Halstead & McCabe metrics: The wisdom of the ancients
Study after study finds that the predictive power of both the Halstead metric and the McCabe cyclomatic complexity metric is no better than counting lines of code, for the characteristics of interest. Why do people continue to use and cite the Halstead and McCabe metrics?
My experience, talking to people, is that many believe these metrics have greater predictive power than lines of code. Sometimes I explain the situation, other times I move on.
Those who are aware of the facts often continue to use these metrics. Why do they do this?
Given the lack of alternative metrics that are more effective than lines of code, for the claimed uses of Halstead/McCabe, following the herd is the easy option (I regularly point this out to people, after explaining that Halstead/McCabe don’t do what is claimed on the tin). Tools are available to calculate the metrics; the manual effort is clicking buttons or running a command.
Why were the Halstead/McCabe metrics ‘successful’, in that they are the ones people cite/use today?

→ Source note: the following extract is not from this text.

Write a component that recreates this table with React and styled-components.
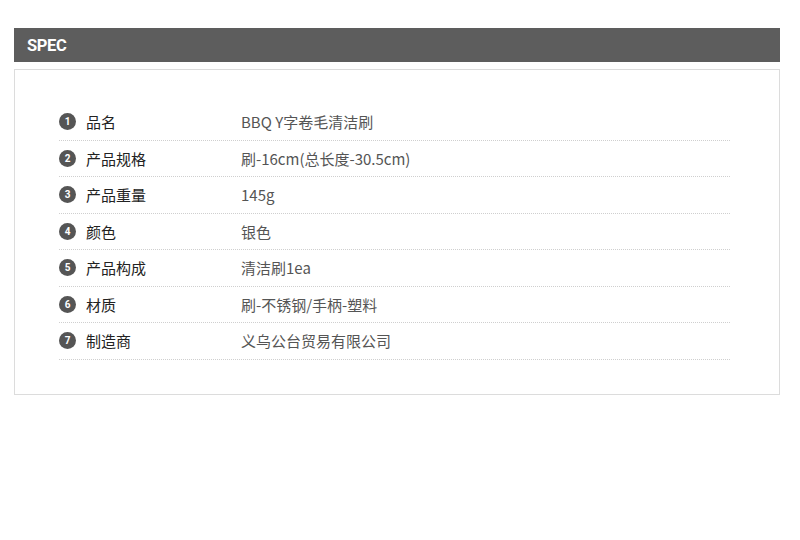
import React from "react";
import styled, { createGlobalStyle } from "styled-components";

const specs = [
    { label: "品名", value: "BBQ Y字卷毛清洁刷" },
    { label: "产品规格", value: "刷-16cm(总长度-30.5cm)" },
    { label: "产品重量", value: "145g" },
    { label: "颜色", value: "银色" },
    { label: "产品构成", value: "清洁刷1ea" },
    { label: "材质", value: "刷-不锈钢/手柄-塑料" },
    { label: "制造商", value: "义乌公台贸易有限公司" },
];

function App() {
    return (
        <>
            <GlobalStyle />
            <Page>
                <TitleBar>SPEC</TitleBar>
                <SpecBox>
                    <SpecList>
                        {specs.map((item, i) => (
                            <SpecRow key={item.label}>
                                <Num>{i + 1}</Num>
                                <Label>{item.label}</Label>
                                <Value>{item.value}</Value>
                            </SpecRow>
                        ))}
                    </SpecList>
                </SpecBox>
            </Page>
        </>
    );
}

const GlobalStyle = createGlobalStyle`
    body {
        margin: 0;
        background: #fff;
        font-family: "Noto Sans CJK SC", "Noto Sans", sans-serif;
    }
`;

const Page = styled.div`
    padding: 28px 20px 0 14px;
    width: 766px;
`;

const TitleBar = styled.div`
    height: 34px;
    background-color: #5d5d5d;
    color: #fff;
    font-family: Roboto, "Liberation Sans", sans-serif;
    font-weight: 700;
    font-size: 16.5px;
    letter-spacing: -0.4px;
    display: flex;
    align-items: center;
    padding-left: 13px;
`;

const SpecBox = styled.div`
    margin-top: 7px;
    border: 1px solid #dcdcdc;
    padding: 34px 49px 34px 44px;
`;

const SpecList = styled.ul`
    list-style: none;
    margin: 0;
    padding: 0;
`;

const SpecRow = styled.li`
    display: flex;
    align-items: center;
    height: 35.5px;
    border-bottom: 1px dotted #cfcfcf;
    font-size: 15px;
    box-sizing: content-box;
`;

const Num = styled.span`
    width: 17px;
    height: 17px;
    border-radius: 50%;
    background-color: #555;
    color: #fff;
    font-family: Roboto, sans-serif;
    font-weight: 700;
    font-size: 10px;
    display: flex;
    align-items: center;
    justify-content: center;
    margin-left: 0;
    margin-right: 10px;
    flex-shrink: 0;
`;

const Label = styled.span`
    width: 155px;
    color: #222;
`;

const Value = styled.span`
    color: #555;
`;

export default App;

Both were formulated in the mid-1970s, when the discussion around measuring software started in earnest, so they had some first-mover advantage (within a few years they were both being suggested for use by US Military). Individuals promoted their ideas: Maurice Halstead was a senior professor, with colleagues and lots of graduate students, who advertised the metric via their publications; Thomas McCabe was working for the NSA when his famous paper was published, and went on to form a company working in the area of source code analysis.
The Halstead/McCabe metrics can both be calculated by processing the source one line at a time (just count decision points for McCabe, no need for the pretentious graph theory stuff). In the 1970s, computer memory was often measured in kilobytes, which made it difficult to implement complicated metrics that required keeping dependency information in memory.
Metrics based on the subroutine/function/procedure/method as the measured unit of source code had an implementation and usage advantage over metrics based on larger units of code.
In the 1990s, object-oriented programming, in the form of C++ and then Java, took off. The common view, by those caught up in the times, was that object-oriented software was so different from what went before that it needed its own metrics.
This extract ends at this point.